Do you pray for what the Father loves to give? You know what the Father loves to give. We’ve studied it for sixteen weeks now. We’ve spent a lot of time on the specs of this prayer so that you would know what to want. Do you want the Father to be adored? “Our Father in heaven, hallowed be Your name.” Do you want the kingdom of heaven to come? “Your kingdom come.” Do you want to do God’s will? “Your will be done on earth as it is in heaven.” Do you want to be content with God’s will for your life? “Your will be done on earth as it is in heaven.” Do you want what you need for today to come from the Father? “Give us this day our daily bread.” Do you want to be content with what the Father provides for today? “Give us today our daily bread.” Do you want forgiveness? “Forgive us our debts, as we also have forgiven our debtors.” Do you want help forgiving those who have sinned against you? “Forgive us our debts, as we also have forgiven our debtors.” Do you want deliverance from your sinful flesh? “Lead us not into temptation, but deliver us from the evil one.” Do you want deliverance from this corrupt world? “Lead us not into temptation, but deliver us from the evil one.” Do you want deliverance from Satan? “Lead us not into temptation, but deliver us from the evil one.” Is that what you want? Is that your prayer?
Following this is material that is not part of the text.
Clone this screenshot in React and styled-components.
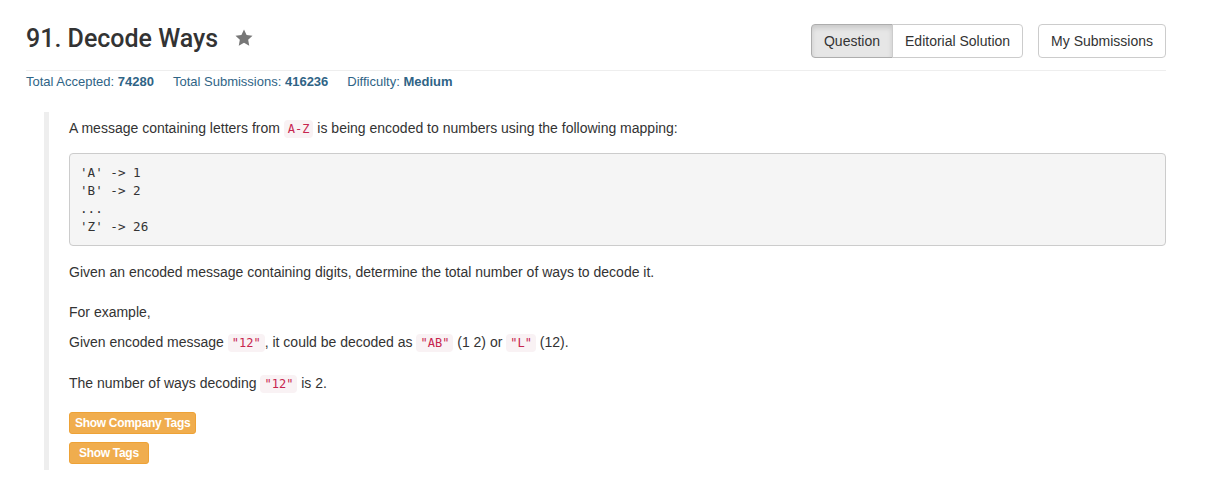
import styled, { createGlobalStyle } from "styled-components";

const GlobalStyle = createGlobalStyle`
  body {
    margin: 0;
    background: #fff;
    font-family: "Liberation Sans", Arial, sans-serif;
    font-size: 14px;
    color: #333;
  }
`;

const App = () => {
  return (
    <Page>
      <GlobalStyle />
      <Header>
        <Title>
          91. Decode Ways
          <Star viewBox="0 0 24 24">
            <path d="M12 1.8l3.1 6.6 7.1.9-5.2 4.9 1.3 7.1L12 17.8l-6.3 3.5 1.3-7.1L1.8 9.3l7.1-.9z" />
          </Star>
        </Title>
        <Actions>
          <Group>
            <NavBtn active>Question</NavBtn>
            <NavBtn>Editorial Solution</NavBtn>
          </Group>
          <NavBtn single>My Submissions</NavBtn>
        </Actions>
      </Header>
      <Stats>
        <span>
          Total Accepted: <b>74280</b>
        </span>
        <span>
          Total Submissions: <b>416236</b>
        </span>
        <span>
          Difficulty: <b>Medium</b>
        </span>
      </Stats>
      <Quote>
        <P>
          A message containing letters from <Code>A-Z</Code> is being encoded to numbers using the
          following mapping:
        </P>
        <Pre>{`'A' -> 1
'B' -> 2
...
'Z' -> 26`}</Pre>
        <P gap={20}>
          Given an encoded message containing digits, determine the total number of ways to decode it.
        </P>
        <P>For example,</P>
        <P gap={20}>
          Given encoded message <Code>"12"</Code>, it could be decoded as <Code>"AB"</Code> (1 2) or{" "}
          <Code>"L"</Code> (12).
        </P>
        <P>
          The number of ways decoding <Code>"12"</Code> is 2.
        </P>
        <TagBtn>Show Company Tags</TagBtn>
        <TagBtn wide>Show Tags</TagBtn>
      </Quote>
    </Page>
  );
};

export default App;

const Page = styled.div`
  width: 1140px;
  padding: 0 0 0 26px;
`;

const Header = styled.div`
  display: flex;
  justify-content: space-between;
  align-items: flex-start;
  padding-top: 24px;
  padding-bottom: 12px;
  border-bottom: 1px solid #eee;
`;

const Title = styled.h3`
  margin: 0;
  font-family: Roboto, "Liberation Sans", Arial, sans-serif;
  font-size: 25px;
  font-weight: 500;
  line-height: 30px;
  color: #333;
  display: flex;
  align-items: center;
`;

const Star = styled.svg`
  width: 20px;
  height: 20px;
  fill: #777;
  margin-left: 16px;
  margin-top: -2px;
`;

const Actions = styled.div`
  display: flex;
  gap: 15px;
`;

const Group = styled.div`
  display: flex;

  & > button:first-child {
    border-radius: 4px 0 0 4px;
  }
  & > button:last-child {
    border-radius: 0 4px 4px 0;
    margin-left: -1px;
  }
`;

const NavBtn = styled.button`
  font-family: "Liberation Sans", Arial, sans-serif;
  font-size: 14px;
  color: #333;
  height: 34px;
  padding: 6px 12px;
  border: 1px solid #ccc;
  border-radius: ${(p) => (p.single ? "4px" : "0")};
  background: ${(p) => (p.active ? "#e6e6e6" : "#fff")};
  border-color: ${(p) => (p.active ? "#adadad" : "#ccc")};
  box-shadow: ${(p) => (p.active ? "inset 0 3px 5px rgba(0,0,0,.125)" : "none")};
  cursor: pointer;
`;

const Stats = styled.div`
  display: flex;
  gap: 19px;
  padding-top: 2px;
  font-size: 13px;
  line-height: 18px;
  color: #2f6486;

  b {
    font-weight: bold;
  }
`;

const Quote = styled.div`
  margin: 21px 0 0 18px;
  padding: 6px 0 6px 20px;
  border-left: 5px solid #eee;
  display: flex;
  flex-direction: column;
  align-items: flex-start;
`;

const P = styled.p`
  margin: 0 0 ${(p) => p.gap || 10}px;
  line-height: 20px;
  font-size: 14px;
  color: #333;
`;

const Code = styled.code`
  font-family: "DejaVu Sans Mono", Menlo, monospace;
  font-size: 12px;
  color: #c7254e;
  background: #f9f2f4;
  padding: 2px 4px;
  border-radius: 4px;
`;

const Pre = styled.pre`
  align-self: stretch;
  margin: 4px 0 16px;
  padding: 9.5px 10px;
  font-family: "DejaVu Sans Mono", Menlo, monospace;
  font-size: 12.6px;
  line-height: 18px;
  color: #333;
  background: #f5f5f5;
  border: 1px solid #ccc;
  border-radius: 4px;
`;

const TagBtn = styled.button`
  font-family: "Liberation Sans", Arial, sans-serif;
  font-size: 12px;
  font-weight: bold;
  letter-spacing: -0.3px;
  color: #fff;
  background: #f0ad4e;
  border: 1px solid #eea236;
  border-radius: 3px;
  height: 22px;
  padding: ${(p) => (p.wide ? "1px 9px" : "1px 5px")};
  margin: 8px 0 0;
  cursor: pointer;
`;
If so, it is your prayer because of Jesus. I’m not talking about Jesus teaching you the content of this prayer. He certainly did that. I’m talking about your wanting what the Father offers. You want that because of Jesus. Without Jesus, you wouldn’t love the Father enough to pray, “hallowed be Your name.” Without Jesus, you wouldn’t want the Father’s will to be done. You would still want your own will to be done. Without Jesus, you could not be forgiven, and you certainly wouldn’t want to forgive any one else. Without Jesus, you wouldn’t be a child of God. Without Jesus, you wouldn’t and couldn’t pray, “our Father.”
Jesus died so that you could call God, “Father.” Jesus died so that the Father could call you His baby. Are you so confused as to think that God doesn’t want to hear from you? Are you so selfish as to take from God but never speak to Him? Are you so slow of heart? Jesus died so you could speak to his Father as your Father.
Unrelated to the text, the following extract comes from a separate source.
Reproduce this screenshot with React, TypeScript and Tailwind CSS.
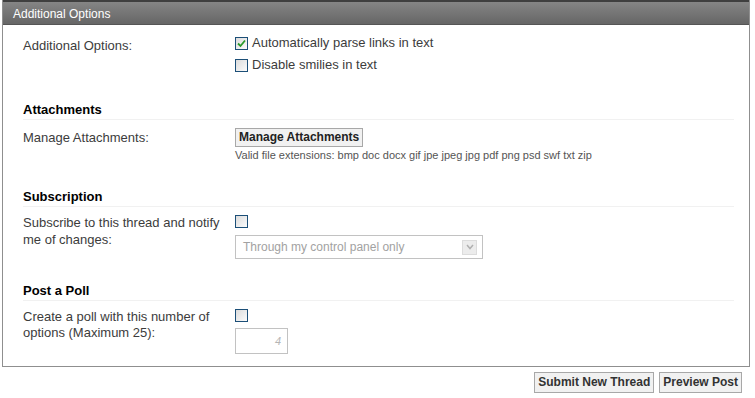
import React from 'react';

function Check({ checked = false }: { checked?: boolean }) {
  return (
    <span className="inline-flex w-[13px] h-[13px] shrink-0 border border-[#1c4f78] bg-gradient-to-br from-[#dcdcdc] to-[#fbfbfb] items-center justify-center">
      {checked && (
        <svg width="9" height="9" viewBox="0 0 9 9">
          <path d="M1 4.5 L3.5 7 L8 1.5" fill="none" stroke="#2a9a2a" strokeWidth="1.8" />
        </svg>
      )}
    </span>
  );
}

function Heading({ children }: { children: React.ReactNode }) {
  return (
    <div className="font-bold text-[13px] text-black leading-[16px] border-b border-[#f1f1f1] mr-[15px] pb-[1px]">
      {children}
    </div>
  );
}

export default function App() {
  return (
    <div className="w-[755px] h-[398px] bg-white font-['Liberation_Sans',sans-serif] text-[13px] text-[#3c3c3c]">
      <div className="mx-[2px] w-[748px] border border-[#8f8f8f] border-t-0">
        <div className="h-[25px] bg-gradient-to-b from-[#858585] to-[#666666] border-t-2 border-[#3f3f3f] border-b border-b-[#555] text-white text-[12px] leading-[24px] pl-[10px]">
          Additional Options
        </div>

        <div className="pl-[20px] pt-[10px] pb-[12px]">
          <div className="flex">
            <div className="w-[212px] pt-[1px]">Additional Options:</div>
            <div className="flex flex-col gap-[6px]">
              <label className="flex items-center gap-[4px] leading-[16px]">
                <Check checked />
                <span>Automatically parse links in text</span>
              </label>
              <label className="flex items-center gap-[4px] leading-[16px]">
                <Check />
                <span>Disable smilies in text</span>
              </label>
            </div>
          </div>

          <div className="mt-[29px]">
            <Heading>Attachments</Heading>
          </div>
          <div className="flex mt-[8px]">
            <div className="w-[212px] leading-[17px] pt-[1px]">Manage Attachments:</div>
            <div className="flex flex-col items-start">
              <button className="h-[19px] px-[3px] border border-[#a8a8a8] bg-[#f1f1f1] font-bold text-[12px] text-[#222] leading-[17px]">
                Manage Attachments
              </button>
              <div className="text-[11px] text-[#555] leading-[15px] mt-[1px]">
                Valid file extensions: bmp doc docx gif jpe jpeg jpg pdf png psd swf txt zip
              </div>
            </div>
          </div>

          <div className="mt-[26px]">
            <Heading>Subscription</Heading>
          </div>
          <div className="flex mt-[7px]">
            <div className="w-[212px] leading-[17px]">
              Subscribe to this thread and notify
              <br />
              me of changes:
            </div>
            <div className="flex flex-col pt-[1px]">
              <Check />
              <div className="mt-[7px] w-[248px] h-[24px] border border-[#c2c2c2] bg-white flex items-center justify-between pl-[7px] pr-[5px]">
                <span className="text-[12px] text-[#a2a2a2]">Through my control panel only</span>
                <span className="w-[15px] h-[15px] bg-[#ececec] border border-[#dcdcdc] flex items-center justify-center">
                  <svg width="8" height="6" viewBox="0 0 8 6">
                    <path d="M1 1 L4 4.5 L7 1" fill="none" stroke="#b0b0b0" strokeWidth="1.5" />
                  </svg>
                </span>
              </div>
            </div>
          </div>

          <div className="mt-[24px]">
            <Heading>Post a Poll</Heading>
          </div>
          <div className="flex mt-[8px]">
            <div className="w-[212px] leading-[16px]">
              Create a poll with this number of
              <br />
              options (Maximum 25):
            </div>
            <div className="flex flex-col">
              <Check />
              <div className="mt-[6px] w-[53px] h-[26px] border border-[#c2c2c2] bg-white flex items-center justify-end pr-[6px] text-[11px] italic text-[#b5b5b5]">
                4
              </div>
            </div>
          </div>
        </div>
      </div>

      <div className="flex justify-end gap-[5px] pr-[13px] mt-[5px]">
        <button className="h-[21px] px-[3px] border border-[#a8a8a8] bg-[#f1f1f1] font-bold text-[12px] text-[#333] leading-[19px]">
          Submit New Thread
        </button>
        <button className="h-[21px] px-[3px] border border-[#a8a8a8] bg-[#f1f1f1] font-bold text-[12px] text-[#333] leading-[19px]">
          Preview Post
        </button>
      </div>
    </div>
  );
}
If you are that confused and slow of heart and if you are fine with that no amount of teaching on prayer will help you. God Himself could teach you about prayer, which He has, and it will do no good – which it hasn’t.
But if you want to speak with the Father, He is eager to listen. He is more eager to listen then any of us are to speak to Him and many of us are quite eager. His Son still trains disciples to pray. Are you one of his disciples? He has taught you how to pray. Amen.